The “sustainable transition” of our economic system is one of the urgent challenges of our times. To this end, a quick exit from fossil fuels consumption towards carbon neutral solutions is needed at a global scale. One of the key most urgent objectives of the EU is to phase out fossil coal, still largely used by the EU power and steel industry. In 2022, the EU consumed 454 million tons of coal, of which 160 million tonnes of hard coal, and 294 of brown coal. According to the EU Commission, in 2021, about 52% of the hard coal and about 92 % of brown coal were used for power production. The rest was consumed by steel and other non-ferrous metal production industries.
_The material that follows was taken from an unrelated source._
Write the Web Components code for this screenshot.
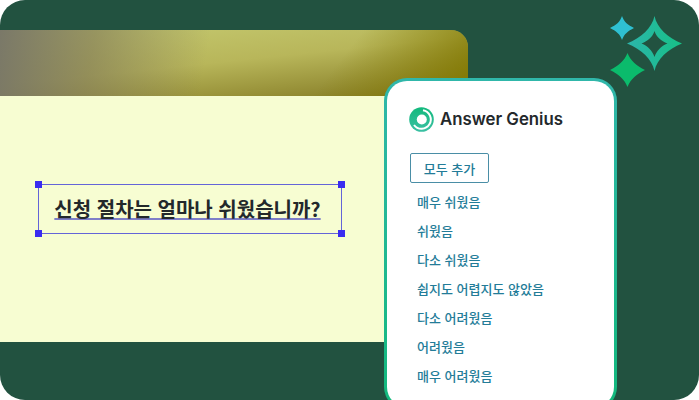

The European steel industry represents a major environmental concern, responsible for nearly 190 million tonnes of CO2, equal to about 5 % of the EU greenhouse gas (GHG) emissions [1]. If the coal consumption for power generation can be reduced by replacing the fuel with multiple renewable energy sources (biomass, biomethane, wind power, hydroelectric and photovoltaic energy), much more difficult is to decarbonize the steel sector, where coal is used as a source of carbon. In this context, Biocoal could represent a green, sustainable source of carbon, an alternative to fossil coal for the steel sector.

The role of coal in the EU steel and ironmaking sector

Steel is produced by two routes: (1) blast furnace–basic oxygen furnace (BF–BOF) and (2) electric arc furnace (EAFs). As an estimation, 56.7 Mt/y of coal is consumed by the EU the steel sector, with the traditional BF-BOF route, is characterized by the more intensive coal consumption.

On average, based on literature and statistical values, the traditional route consumes around 725 kg of coal per ton of hot metal produced, while the EAF route consumes much less, about 2-12 kg per t of hot metal.

In the BF process system (Figure 1), four steps are included: sintering, coking, blast furnace (BF), and basic oxygen furnace (BOF).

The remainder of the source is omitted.